Given task - The required output is a single number: how many lines of the material contain the string "What".
** Start **
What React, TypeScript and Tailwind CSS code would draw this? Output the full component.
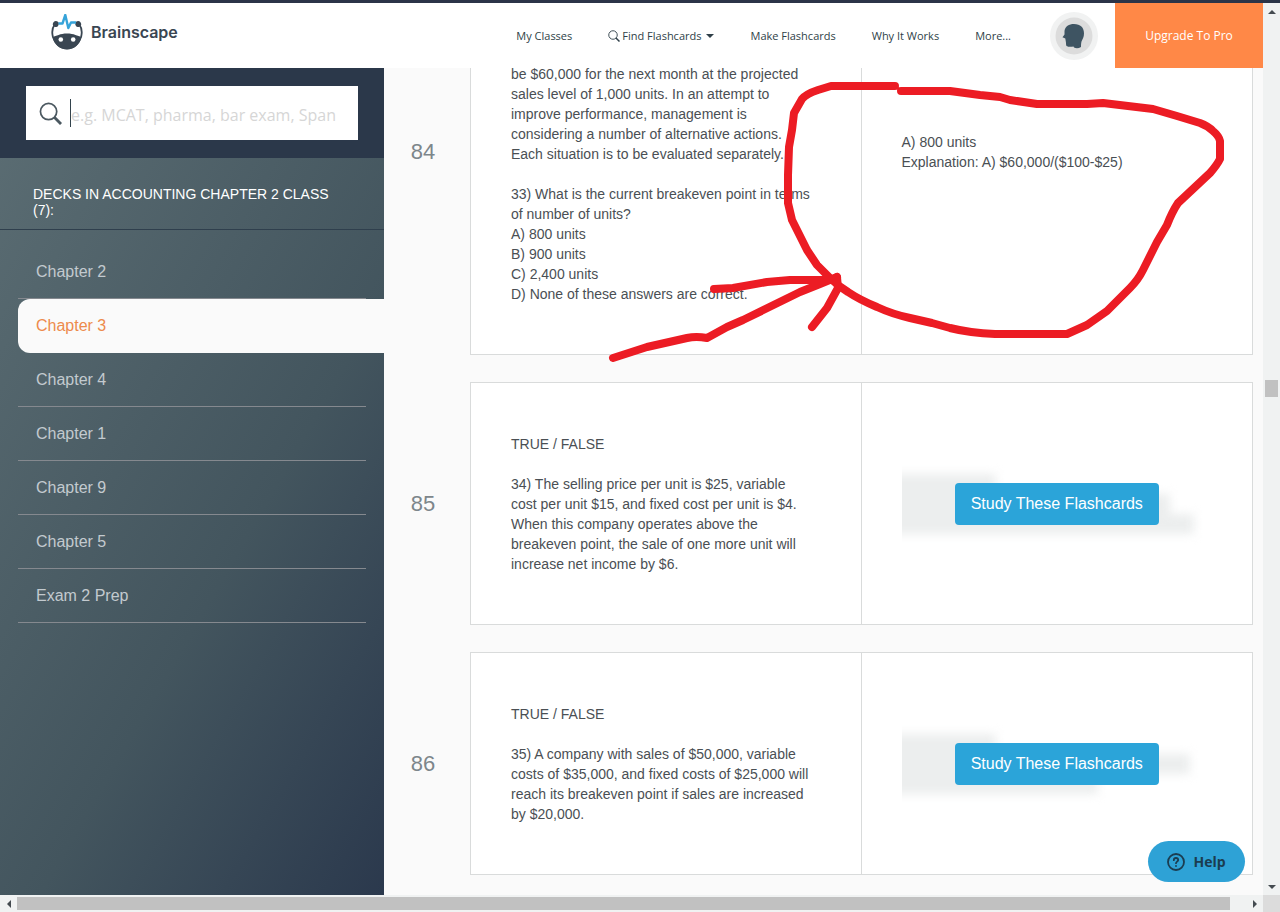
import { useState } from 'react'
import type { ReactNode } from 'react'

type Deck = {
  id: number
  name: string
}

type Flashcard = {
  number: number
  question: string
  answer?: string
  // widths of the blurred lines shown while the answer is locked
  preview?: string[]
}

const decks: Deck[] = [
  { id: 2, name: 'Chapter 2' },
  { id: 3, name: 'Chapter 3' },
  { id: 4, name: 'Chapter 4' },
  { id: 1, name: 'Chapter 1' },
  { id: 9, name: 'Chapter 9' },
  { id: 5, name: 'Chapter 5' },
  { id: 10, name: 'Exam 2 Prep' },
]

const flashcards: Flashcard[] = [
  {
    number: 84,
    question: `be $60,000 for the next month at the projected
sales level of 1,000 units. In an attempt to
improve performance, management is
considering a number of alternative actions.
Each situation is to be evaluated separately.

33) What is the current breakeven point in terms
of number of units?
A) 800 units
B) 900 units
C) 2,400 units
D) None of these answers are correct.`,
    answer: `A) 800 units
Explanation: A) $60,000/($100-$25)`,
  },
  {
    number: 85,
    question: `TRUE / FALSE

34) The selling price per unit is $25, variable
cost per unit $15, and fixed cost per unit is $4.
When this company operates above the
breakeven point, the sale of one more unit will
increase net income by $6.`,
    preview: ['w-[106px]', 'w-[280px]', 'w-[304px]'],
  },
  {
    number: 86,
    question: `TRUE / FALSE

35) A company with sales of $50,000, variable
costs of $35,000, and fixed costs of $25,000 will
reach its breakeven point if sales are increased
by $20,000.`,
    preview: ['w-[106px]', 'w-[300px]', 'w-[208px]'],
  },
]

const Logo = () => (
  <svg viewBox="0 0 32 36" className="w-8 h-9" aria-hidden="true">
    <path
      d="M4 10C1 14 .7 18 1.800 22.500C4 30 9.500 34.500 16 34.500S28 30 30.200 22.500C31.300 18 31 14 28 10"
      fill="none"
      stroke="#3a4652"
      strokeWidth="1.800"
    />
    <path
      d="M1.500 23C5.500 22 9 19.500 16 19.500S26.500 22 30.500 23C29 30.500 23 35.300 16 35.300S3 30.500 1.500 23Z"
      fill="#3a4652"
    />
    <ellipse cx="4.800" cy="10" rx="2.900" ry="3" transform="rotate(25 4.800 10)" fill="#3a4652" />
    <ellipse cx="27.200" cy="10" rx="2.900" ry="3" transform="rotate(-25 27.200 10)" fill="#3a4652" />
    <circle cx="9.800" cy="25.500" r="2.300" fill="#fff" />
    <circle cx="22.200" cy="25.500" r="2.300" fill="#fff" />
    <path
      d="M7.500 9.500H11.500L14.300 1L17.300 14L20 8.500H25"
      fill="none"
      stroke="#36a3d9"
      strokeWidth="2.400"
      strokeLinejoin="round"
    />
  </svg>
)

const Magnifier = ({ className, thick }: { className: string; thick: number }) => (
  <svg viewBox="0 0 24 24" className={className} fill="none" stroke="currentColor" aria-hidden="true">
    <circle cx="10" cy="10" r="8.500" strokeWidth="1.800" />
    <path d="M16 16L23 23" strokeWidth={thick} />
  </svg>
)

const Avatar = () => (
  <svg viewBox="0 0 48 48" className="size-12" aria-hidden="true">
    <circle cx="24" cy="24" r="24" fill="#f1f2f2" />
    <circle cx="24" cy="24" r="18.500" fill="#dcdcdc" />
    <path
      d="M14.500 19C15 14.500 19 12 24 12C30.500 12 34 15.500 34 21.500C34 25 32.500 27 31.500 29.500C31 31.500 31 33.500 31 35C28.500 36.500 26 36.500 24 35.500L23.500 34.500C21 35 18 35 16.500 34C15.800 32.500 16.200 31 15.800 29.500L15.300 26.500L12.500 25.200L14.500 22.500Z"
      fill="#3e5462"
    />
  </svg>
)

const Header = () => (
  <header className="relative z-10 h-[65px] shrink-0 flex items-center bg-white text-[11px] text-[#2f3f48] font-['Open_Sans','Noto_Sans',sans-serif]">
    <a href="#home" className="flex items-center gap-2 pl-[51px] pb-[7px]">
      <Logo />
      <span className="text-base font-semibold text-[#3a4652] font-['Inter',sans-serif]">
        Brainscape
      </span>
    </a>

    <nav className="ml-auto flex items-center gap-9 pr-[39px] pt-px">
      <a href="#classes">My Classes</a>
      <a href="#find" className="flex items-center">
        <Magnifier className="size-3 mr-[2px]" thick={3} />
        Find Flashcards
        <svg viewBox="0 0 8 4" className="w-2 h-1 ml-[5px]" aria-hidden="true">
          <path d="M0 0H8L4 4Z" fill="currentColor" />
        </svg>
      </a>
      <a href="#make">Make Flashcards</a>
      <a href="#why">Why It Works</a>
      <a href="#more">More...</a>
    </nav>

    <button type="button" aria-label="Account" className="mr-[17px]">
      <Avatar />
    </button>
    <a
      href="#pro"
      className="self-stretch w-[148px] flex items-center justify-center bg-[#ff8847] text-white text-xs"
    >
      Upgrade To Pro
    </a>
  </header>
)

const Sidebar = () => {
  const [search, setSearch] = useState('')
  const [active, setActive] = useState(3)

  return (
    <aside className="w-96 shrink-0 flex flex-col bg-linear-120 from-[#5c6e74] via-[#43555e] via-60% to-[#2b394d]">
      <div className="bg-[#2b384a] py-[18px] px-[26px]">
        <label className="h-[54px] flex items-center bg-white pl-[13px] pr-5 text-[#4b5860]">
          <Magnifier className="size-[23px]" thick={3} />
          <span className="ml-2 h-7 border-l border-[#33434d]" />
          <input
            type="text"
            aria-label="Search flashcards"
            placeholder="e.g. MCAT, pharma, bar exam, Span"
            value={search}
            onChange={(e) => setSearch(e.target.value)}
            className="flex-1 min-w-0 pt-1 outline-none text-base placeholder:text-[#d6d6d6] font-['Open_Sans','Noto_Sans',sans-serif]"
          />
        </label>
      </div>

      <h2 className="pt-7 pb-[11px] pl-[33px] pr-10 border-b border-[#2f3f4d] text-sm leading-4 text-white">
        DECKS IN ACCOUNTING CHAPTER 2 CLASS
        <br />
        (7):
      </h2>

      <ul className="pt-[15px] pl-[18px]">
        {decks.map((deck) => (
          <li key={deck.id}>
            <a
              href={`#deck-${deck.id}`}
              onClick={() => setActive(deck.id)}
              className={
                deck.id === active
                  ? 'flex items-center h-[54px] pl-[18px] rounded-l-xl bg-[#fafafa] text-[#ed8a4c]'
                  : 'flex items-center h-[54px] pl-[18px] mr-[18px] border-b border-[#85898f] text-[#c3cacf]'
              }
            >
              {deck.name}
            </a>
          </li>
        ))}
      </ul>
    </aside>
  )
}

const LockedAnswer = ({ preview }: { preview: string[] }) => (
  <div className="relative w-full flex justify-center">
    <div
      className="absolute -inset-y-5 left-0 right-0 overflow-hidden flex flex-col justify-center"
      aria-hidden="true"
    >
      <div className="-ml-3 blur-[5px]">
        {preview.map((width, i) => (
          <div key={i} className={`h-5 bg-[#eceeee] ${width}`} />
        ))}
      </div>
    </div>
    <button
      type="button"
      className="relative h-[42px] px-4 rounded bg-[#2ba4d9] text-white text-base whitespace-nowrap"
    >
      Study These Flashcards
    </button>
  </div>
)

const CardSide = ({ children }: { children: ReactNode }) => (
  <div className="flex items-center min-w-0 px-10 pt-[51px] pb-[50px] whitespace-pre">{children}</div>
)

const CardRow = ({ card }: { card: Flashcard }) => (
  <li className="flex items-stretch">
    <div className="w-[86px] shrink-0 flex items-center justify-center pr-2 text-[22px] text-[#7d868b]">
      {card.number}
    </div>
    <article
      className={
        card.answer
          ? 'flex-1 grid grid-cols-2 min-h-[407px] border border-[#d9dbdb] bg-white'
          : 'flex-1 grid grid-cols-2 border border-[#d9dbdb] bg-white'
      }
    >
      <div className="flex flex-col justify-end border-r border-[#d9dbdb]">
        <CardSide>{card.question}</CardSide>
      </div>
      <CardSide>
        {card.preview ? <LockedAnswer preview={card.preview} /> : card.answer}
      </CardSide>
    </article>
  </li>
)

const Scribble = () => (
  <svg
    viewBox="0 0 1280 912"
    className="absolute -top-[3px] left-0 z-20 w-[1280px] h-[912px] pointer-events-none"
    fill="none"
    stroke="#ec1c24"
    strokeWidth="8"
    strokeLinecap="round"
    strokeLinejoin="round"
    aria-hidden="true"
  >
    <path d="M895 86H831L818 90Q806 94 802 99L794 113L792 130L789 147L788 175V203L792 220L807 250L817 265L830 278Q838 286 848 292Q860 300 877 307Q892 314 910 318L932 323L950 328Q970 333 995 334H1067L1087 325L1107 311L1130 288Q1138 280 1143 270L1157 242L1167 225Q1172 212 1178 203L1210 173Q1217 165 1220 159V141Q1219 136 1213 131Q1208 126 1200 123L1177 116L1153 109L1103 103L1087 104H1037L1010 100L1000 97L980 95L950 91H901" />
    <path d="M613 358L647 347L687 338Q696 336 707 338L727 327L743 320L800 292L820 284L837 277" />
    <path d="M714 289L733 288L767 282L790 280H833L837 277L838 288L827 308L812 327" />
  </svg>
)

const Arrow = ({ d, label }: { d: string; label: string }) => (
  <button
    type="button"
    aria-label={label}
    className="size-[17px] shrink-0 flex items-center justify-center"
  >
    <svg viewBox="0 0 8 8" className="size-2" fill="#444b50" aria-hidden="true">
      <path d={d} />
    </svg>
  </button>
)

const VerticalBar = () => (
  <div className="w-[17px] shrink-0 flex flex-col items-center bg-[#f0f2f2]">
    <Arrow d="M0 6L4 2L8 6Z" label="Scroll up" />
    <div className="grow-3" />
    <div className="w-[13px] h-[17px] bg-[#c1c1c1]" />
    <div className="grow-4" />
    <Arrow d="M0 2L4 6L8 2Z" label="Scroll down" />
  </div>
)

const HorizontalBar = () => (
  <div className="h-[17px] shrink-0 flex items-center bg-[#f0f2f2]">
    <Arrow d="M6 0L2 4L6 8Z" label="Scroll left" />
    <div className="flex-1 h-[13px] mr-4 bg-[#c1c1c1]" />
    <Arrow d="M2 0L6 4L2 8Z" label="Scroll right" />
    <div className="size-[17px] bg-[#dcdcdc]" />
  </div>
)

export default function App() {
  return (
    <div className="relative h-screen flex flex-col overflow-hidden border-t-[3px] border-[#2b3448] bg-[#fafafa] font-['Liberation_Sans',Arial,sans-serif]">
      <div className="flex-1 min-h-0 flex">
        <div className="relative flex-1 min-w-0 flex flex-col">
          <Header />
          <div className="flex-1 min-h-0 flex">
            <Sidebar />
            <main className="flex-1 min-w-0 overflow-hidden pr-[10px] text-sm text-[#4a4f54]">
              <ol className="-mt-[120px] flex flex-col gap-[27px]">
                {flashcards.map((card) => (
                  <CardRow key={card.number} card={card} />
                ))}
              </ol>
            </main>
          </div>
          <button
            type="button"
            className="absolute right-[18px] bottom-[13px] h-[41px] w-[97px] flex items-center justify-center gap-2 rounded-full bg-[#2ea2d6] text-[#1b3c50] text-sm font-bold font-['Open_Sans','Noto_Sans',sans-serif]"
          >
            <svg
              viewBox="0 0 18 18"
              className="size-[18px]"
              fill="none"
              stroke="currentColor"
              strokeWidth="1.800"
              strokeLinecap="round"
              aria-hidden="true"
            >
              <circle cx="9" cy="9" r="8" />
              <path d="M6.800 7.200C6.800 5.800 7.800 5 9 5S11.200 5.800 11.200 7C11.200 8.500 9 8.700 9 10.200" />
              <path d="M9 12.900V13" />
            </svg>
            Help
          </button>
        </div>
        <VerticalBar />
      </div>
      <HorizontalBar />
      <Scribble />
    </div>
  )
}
** End **
Result - 2